The burning pen: Young, gifted and black ....

After  the announcement of Mmusi Maimane as the new Democratic Alliance leader, I gravitated spontaneously to a song I had only discovered this weekend – Nina Simone’s “To be young, gifted and black”.

I danced as Nina sang “Oh, what a precious dream,” and delighted at the news that someone from my generation had, for at least a moment, made the apartheid ghost disappear.

The invisible weight of the ever present past evaporated as I sang on. The DA after all represented, a union of the Democratic Party and a remodeled version of the last ruling party, the National Party.

It is a past Maimane will undoubtedly continue to be reminded of by the opposition. It was the same story on the social networks when Lindiwe Mazibuko was elected as the DA’s youngest and first black parliamentary leader.

Not only that, she was also a young black woman making political history in our parliament. I recall how we, who rejoiced at her appointment, were scolded by those who refused to congratulate her because the DA was a white party.

Notably those who had expressed this displeasure were older than we were. In our comments we had expressed no interest whatsoever in voting for the DA. The point was that Mazibuko’s appointment indirectly affirmed us as a new generation of black women.

In response to that attitude I wrote a poem called “You can take your freedom and smoke it ‘if freedom means I can only vote for your party’”.

Maimane’s election also brought back my memory of what it felt like when Barack Obama was named as the first black president of the US. I ran to the mirror ecstatically and shouted at the reflection of my face “Yes! Yes! I am black!”

I had not anticipated such a surge of elation over an election result I had nothing to do with. But my own humanity and right to exist and succeed in the world as a black person was being affirmed after centuries of global oppression and rejection. On my blog I commented: “God used to be white.”

Those who have never lived in a world where their skin colour was once criminalised can never begin to understand the lived experience of being black. I have come across too many white people who take it as a personal offence when black people affirm their blackness. Many continue to afflict us by attempting to force us to ignore this wound, telling us we are all Africans and thereby leave us without a language to dress our wounds.

Maimane in his speech addressed blackness squarely: “If you don’t see that I am black, then you do not see me at all.”

He may have discovered Frantz Fanon, the philosopher whose words continue to find life among young politically inclined minds, particularly at universities.

There are however, millions of young black South Africans who have held out little hope of ever being seen as a Mazibuko or even a Julius Malema. When you are black, uneducated and unemployed very often the only way your existence is acknowledged is as a threat to the haves – of any hue. But the sight of younger black leaders emerging will offer and inspire someone – or many – the hope that they too can break through the ceiling of invisibility.
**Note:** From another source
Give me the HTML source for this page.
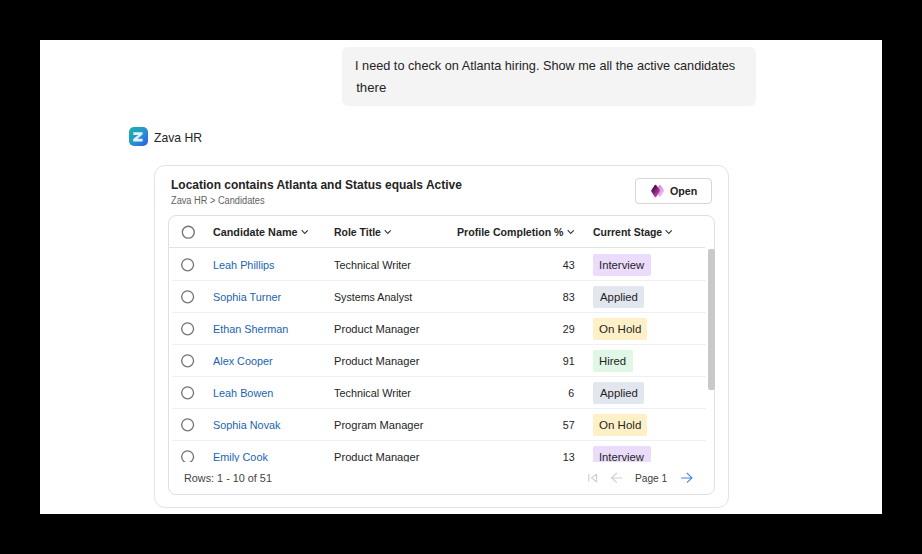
<!DOCTYPE html>
<html><head><meta charset="utf-8"><title>Zava HR</title>
<style>
html,body{margin:0;padding:0;width:922px;height:554px;overflow:hidden;background:#000;}
body{position:relative;font-family:"Liberation Sans",sans-serif;}
.a{position:absolute;box-sizing:border-box;}
.t{position:absolute;white-space:nowrap;}
.panel{left:40px;top:40px;width:842px;height:474px;background:#fff;}
.bubble{left:342px;top:47px;width:414px;height:59px;background:#f4f4f4;border-radius:6px;}
.icon{left:129px;top:127px;width:19px;height:19px;border-radius:5px;background:linear-gradient(135deg,#1ab59c 0%,#2794d2 50%,#2c5ce6 100%);}
.card{left:154px;top:165px;width:575px;height:343px;border:1px solid #e3e3e3;border-radius:11px;}
.btn{left:635px;top:178px;width:77px;height:26px;border:1px solid #d6d6d6;border-radius:4px;}
.tbl{left:167.6px;top:215px;width:547.4px;height:280px;border:1px solid #e0e0e0;border-radius:8px;}
.hl{left:168px;top:247px;width:537px;height:1px;background:#e3e3e3;}
.sep{left:172px;width:534px;height:1px;background:#f0f0f0;}
.radio{width:13px;height:13px;border:1.3px solid #6e6e6e;border-radius:50%;}
.badge{left:593px;height:22px;border-radius:2px;}
.thumb{left:708px;top:249px;width:7px;height:141px;background:#c9c9c9;border-radius:2px;}
.clip{position:absolute;left:0;top:248px;width:922px;height:214px;overflow:hidden;}
.clipin{position:absolute;left:0;top:-248px;width:922px;height:554px;}
</style></head><body>
<div class="a panel"></div>
<div class="a bubble"></div>
<div class="a icon"></div>
<svg class="a" style="left:129px;top:127px" width="19" height="19" viewBox="0 0 19 19"><path d="M4.3 5.3 H13.5 V7.6 L8.4 11.7 H13.6 V14.4 H4.2 V12.1 L9.3 8 H4.3 Z" fill="#e4f1fb"/></svg>
<div class="a card"></div>
<div class="a btn"></div>
<svg class="a" style="left:648px;top:182px" width="20" height="18" viewBox="0 0 20 18">
<defs>
<linearGradient id="pk" x1="0" y1="0" x2="1" y2="1"><stop offset="0" stop-color="#dc6fd4"/><stop offset="1" stop-color="#f6c6f1"/></linearGradient>
<linearGradient id="dk" x1="0.2" y1="0.1" x2="0.8" y2="0.9"><stop offset="0" stop-color="#4a0b4b"/><stop offset="0.55" stop-color="#8a2686"/><stop offset="1" stop-color="#b846b0"/></linearGradient>
</defs>
<path d="M12 4.2 L15 8.7 L12 13.5 L9 8.7 Z" fill="url(#pk)" stroke="url(#pk)" stroke-width="2.2" stroke-linejoin="round"/>
<path d="M7.5 4.1 L10.7 8.8 L7.5 13.9 L4.4 8.9 Z" fill="url(#dk)" stroke="url(#dk)" stroke-width="2.4" stroke-linejoin="round"/>
</svg>
<div class="a tbl"></div>
<div class="a hl"></div>
<svg class="a" style="left:0;top:0" width="922" height="554"><circle cx="188.3" cy="232.2" r="5.95" fill="none" stroke="#757575" stroke-width="1.35"/></svg>

<svg class="a" style="left:300.5px;top:229px" width="8" height="6" viewBox="0 0 8 6"><path d="M0.7 1.2 L3.7 4.5 L6.8 1.3" stroke="#333" stroke-width="1.1" fill="none"/></svg>
<svg class="a" style="left:383.5px;top:229px" width="8" height="6" viewBox="0 0 8 6"><path d="M0.7 1.2 L3.7 4.5 L6.8 1.3" stroke="#333" stroke-width="1.1" fill="none"/></svg>
<svg class="a" style="left:566.6px;top:229px" width="8" height="6" viewBox="0 0 8 6"><path d="M0.7 1.2 L3.7 4.5 L6.8 1.3" stroke="#333" stroke-width="1.1" fill="none"/></svg>
<svg class="a" style="left:664.8px;top:229px" width="8" height="6" viewBox="0 0 8 6"><path d="M0.7 1.2 L3.7 4.5 L6.8 1.3" stroke="#333" stroke-width="1.1" fill="none"/></svg>
<div class="a sep" style="top:280px"></div>
<div class="a sep" style="top:312px"></div>
<div class="a sep" style="top:344px"></div>
<div class="a sep" style="top:376px"></div>
<div class="a sep" style="top:408px"></div>
<div class="a sep" style="top:440px"></div>
<div class="clip"><div class="clipin">
<svg class="a" style="left:0;top:0" width="922" height="554"><circle cx="187.6" cy="264.85" r="5.95" fill="none" stroke="#757575" stroke-width="1.35"/><circle cx="187.6" cy="296.85" r="5.95" fill="none" stroke="#757575" stroke-width="1.35"/><circle cx="187.6" cy="328.85" r="5.95" fill="none" stroke="#757575" stroke-width="1.35"/><circle cx="187.6" cy="360.85" r="5.95" fill="none" stroke="#757575" stroke-width="1.35"/><circle cx="187.6" cy="392.85" r="5.95" fill="none" stroke="#757575" stroke-width="1.35"/><circle cx="187.6" cy="424.85" r="5.95" fill="none" stroke="#757575" stroke-width="1.35"/><circle cx="187.6" cy="456.85" r="5.95" fill="none" stroke="#757575" stroke-width="1.35"/></svg>
<div class="a badge" style="top:254px;width:58px;background:#ebdcfb"></div>
<div class="a badge" style="top:286px;width:51px;background:#e1e6ef"></div>
<div class="a badge" style="top:318px;width:54px;background:#fdf0c6"></div>
<div class="a badge" style="top:350px;width:40px;background:#dff7e4"></div>
<div class="a badge" style="top:382px;width:51px;background:#e1e6ef"></div>
<div class="a badge" style="top:414px;width:54px;background:#fdf0c6"></div>
<div class="a badge" style="top:446px;width:58px;background:#ebdcfb"></div>
<div class="t" id="n0" style="left:213.00px;transform-origin:0 0;transform:scaleX(0.9600);top:259.93px;font-size:11.3px;line-height:11.3px;font-weight:400;color:#1c63b0">Leah Phillips</div>
<div class="t" id="r0" style="left:333.60px;transform-origin:0 0;transform:scaleX(0.9600);top:259.93px;font-size:11.3px;line-height:11.3px;font-weight:400;color:#242424">Technical Writer</div>
<div class="t" id="p0" style="right:347.80px;transform-origin:100% 0;transform:scaleX(0.9450);top:259.93px;font-size:11.3px;line-height:11.3px;font-weight:400;color:#242424">43</div>
<div class="t" id="s0" style="left:598.89px;transform-origin:0 0;transform:scaleX(1.0009);top:259.93px;font-size:11.3px;line-height:11.3px;font-weight:400;color:#242424">Interview</div>
<div class="t" id="n1" style="left:213.00px;transform-origin:0 0;transform:scaleX(0.9600);top:291.93px;font-size:11.3px;line-height:11.3px;font-weight:400;color:#1c63b0">Sophia Turner</div>
<div class="t" id="r1" style="left:333.60px;transform-origin:0 0;transform:scaleX(0.9450);top:291.93px;font-size:11.3px;line-height:11.3px;font-weight:400;color:#242424">Systems Analyst</div>
<div class="t" id="p1" style="right:347.86px;transform-origin:100% 0;transform:scaleX(0.9450);top:291.93px;font-size:11.3px;line-height:11.3px;font-weight:400;color:#242424">83</div>
<div class="t" id="s1" style="left:600.20px;transform-origin:0 0;transform:scaleX(1.0062);top:291.93px;font-size:11.3px;line-height:11.3px;font-weight:400;color:#242424">Applied</div>
<div class="t" id="n2" style="left:213.00px;transform-origin:0 0;transform:scaleX(0.9600);top:323.93px;font-size:11.3px;line-height:11.3px;font-weight:400;color:#1c63b0">Ethan Sherman</div>
<div class="t" id="r2" style="left:333.60px;transform-origin:0 0;transform:scaleX(0.9850);top:323.93px;font-size:11.3px;line-height:11.3px;font-weight:400;color:#242424">Product Manager</div>
<div class="t" id="p2" style="right:347.90px;transform-origin:100% 0;transform:scaleX(0.9450);top:323.93px;font-size:11.3px;line-height:11.3px;font-weight:400;color:#242424">29</div>
<div class="t" id="s2" style="left:599.41px;transform-origin:0 0;transform:scaleX(1.0204);top:323.93px;font-size:11.3px;line-height:11.3px;font-weight:400;color:#242424">On Hold</div>
<div class="t" id="n3" style="left:213.00px;transform-origin:0 0;transform:scaleX(0.9600);top:355.93px;font-size:11.3px;line-height:11.3px;font-weight:400;color:#1c63b0">Alex Cooper</div>
<div class="t" id="r3" style="left:333.60px;transform-origin:0 0;transform:scaleX(0.9850);top:355.93px;font-size:11.3px;line-height:11.3px;font-weight:400;color:#242424">Product Manager</div>
<div class="t" id="p3" style="right:347.56px;transform-origin:100% 0;transform:scaleX(0.9450);top:355.93px;font-size:11.3px;line-height:11.3px;font-weight:400;color:#242424">91</div>
<div class="t" id="s3" style="left:599.13px;transform-origin:0 0;transform:scaleX(1.0041);top:355.93px;font-size:11.3px;line-height:11.3px;font-weight:400;color:#242424">Hired</div>
<div class="t" id="n4" style="left:213.00px;transform-origin:0 0;transform:scaleX(0.9600);top:387.93px;font-size:11.3px;line-height:11.3px;font-weight:400;color:#1c63b0">Leah Bowen</div>
<div class="t" id="r4" style="left:333.60px;transform-origin:0 0;transform:scaleX(0.9600);top:387.93px;font-size:11.3px;line-height:11.3px;font-weight:400;color:#242424">Technical Writer</div>
<div class="t" id="p4" style="right:347.73px;transform-origin:100% 0;transform:scaleX(0.9450);top:387.93px;font-size:11.3px;line-height:11.3px;font-weight:400;color:#242424">6</div>
<div class="t" id="s4" style="left:600.20px;transform-origin:0 0;transform:scaleX(1.0062);top:387.93px;font-size:11.3px;line-height:11.3px;font-weight:400;color:#242424">Applied</div>
<div class="t" id="n5" style="left:213.00px;transform-origin:0 0;transform:scaleX(0.9600);top:419.93px;font-size:11.3px;line-height:11.3px;font-weight:400;color:#1c63b0">Sophia Novak</div>
<div class="t" id="r5" style="left:333.60px;transform-origin:0 0;transform:scaleX(0.9820);top:419.93px;font-size:11.3px;line-height:11.3px;font-weight:400;color:#242424">Program Manager</div>
<div class="t" id="p5" style="right:347.85px;transform-origin:100% 0;transform:scaleX(0.9450);top:419.93px;font-size:11.3px;line-height:11.3px;font-weight:400;color:#242424">57</div>
<div class="t" id="s5" style="left:599.41px;transform-origin:0 0;transform:scaleX(1.0204);top:419.93px;font-size:11.3px;line-height:11.3px;font-weight:400;color:#242424">On Hold</div>
<div class="t" id="n6" style="left:213.00px;transform-origin:0 0;transform:scaleX(0.9600);top:451.93px;font-size:11.3px;line-height:11.3px;font-weight:400;color:#1c63b0">Emily Cook</div>
<div class="t" id="r6" style="left:333.60px;transform-origin:0 0;transform:scaleX(0.9850);top:451.93px;font-size:11.3px;line-height:11.3px;font-weight:400;color:#242424">Product Manager</div>
<div class="t" id="p6" style="right:347.86px;transform-origin:100% 0;transform:scaleX(0.9450);top:451.93px;font-size:11.3px;line-height:11.3px;font-weight:400;color:#242424">13</div>
<div class="t" id="s6" style="left:599.26px;transform-origin:0 0;transform:scaleX(0.9948);top:451.93px;font-size:11.3px;line-height:11.3px;font-weight:400;color:#242424">Interview</div>
</div></div>
<div class="t" id="b1" style="left:355.49px;transform-origin:0 0;transform:scaleX(0.9638);top:58.73px;font-size:13.2px;line-height:13.2px;font-weight:400;color:#242424">I need to check on Atlanta hiring. Show me all the active candidates</div>
<div class="t" id="b2" style="left:356.17px;transform-origin:0 0;top:81.03px;font-size:13.2px;line-height:13.2px;font-weight:400;color:#242424">there</div>
<div class="t" id="zava" style="left:154.37px;transform-origin:0 0;transform:scaleX(0.9371);top:130.50px;font-size:13px;line-height:13px;font-weight:400;color:#242424">Zava HR</div>
<div class="t" id="title" style="left:170.53px;transform-origin:0 0;transform:scaleX(0.9837);top:178.97px;font-size:12.2px;line-height:12.2px;font-weight:700;color:#242424">Location contains Atlanta and Status equals Active</div>
<div class="t" id="crumb" style="left:171.00px;transform-origin:0 0;transform:scaleX(0.9223);top:196.34px;font-size:10px;line-height:10px;font-weight:400;color:#616161">Zava HR &gt; Candidates</div>
<div class="t" id="open" style="left:670.40px;transform-origin:0 0;transform:scaleX(0.9222);top:185.28px;font-size:11.6px;line-height:11.6px;font-weight:700;color:#242424">Open</div>
<div class="t" id="h1" style="left:213.05px;transform-origin:0 0;transform:scaleX(0.9298);top:226.18px;font-size:11.6px;line-height:11.6px;font-weight:700;color:#242424">Candidate Name</div>
<div class="t" id="h2" style="left:334.08px;transform-origin:0 0;transform:scaleX(0.9017);top:226.18px;font-size:11.6px;line-height:11.6px;font-weight:700;color:#242424">Role Title</div>
<div class="t" id="h3" style="left:457.19px;transform-origin:0 0;transform:scaleX(0.9137);top:226.18px;font-size:11.6px;line-height:11.6px;font-weight:700;color:#242424">Profile Completion %</div>
<div class="t" id="h4" style="left:593.06px;transform-origin:0 0;transform:scaleX(0.9020);top:226.18px;font-size:11.6px;line-height:11.6px;font-weight:700;color:#242424">Current Stage</div>
<div class="t" id="rows" style="left:184.20px;transform-origin:0 0;transform:scaleX(0.9589);top:472.63px;font-size:11.3px;line-height:11.3px;font-weight:400;color:#424242">Rows: 1 - 10 of 51</div>
<div class="t" id="page" style="left:635.04px;transform-origin:0 0;transform:scaleX(0.8998);top:472.63px;font-size:11.3px;line-height:11.3px;font-weight:400;color:#424242">Page 1</div>
<div class="a thumb"></div>
<svg class="a" style="left:586px;top:472px" width="13" height="12" viewBox="0 0 13 12">
<path d="M2.8 2 V9.8" stroke="#cdcdcd" stroke-width="1.1" fill="none"/>
<path d="M10.6 2.2 L5.4 5.9 L10.6 9.7 Z" stroke="#cdcdcd" stroke-width="1.1" fill="none" stroke-linejoin="round"/>
</svg>
<svg class="a" style="left:610px;top:472px" width="14" height="12" viewBox="0 0 14 12">
<path d="M12.3 5.9 H1.8 M6.8 1 L1.6 5.9 L6.8 10.7" stroke="#cdcdcd" stroke-width="1.05" fill="none"/>
</svg>
<svg class="a" style="left:680px;top:472px" width="14" height="12" viewBox="0 0 14 12">
<path d="M1.2 5.9 H11.8 M6.9 1 L12 5.9 L6.9 10.7" stroke="#3d86dc" stroke-width="1.05" fill="none"/>
</svg>

</body></html>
Where does this leave the white youth, you may ask? What hope do they have?

The white youth need to own their privilege and determine to make a contribution as the youth dialogue takes place in this country. Unfortunately I have listened to too many young white people whose parents have convinced them into thinking there is no hope or place for them in this country.

What a lie!

Maimane insisted on being seen as a black man. Later he showed off his white wife to the public, perhaps to show that he stands for all South Africans. He identified with the poor unemployed and unemployable youth. He offered himself as the leader for tomorrow, his words promising hope.

Yet, Mazibuko too arrived on the scene with much promise but her face no longer graces DA posters. Will Maimane last? Can he deliver? Time will tell.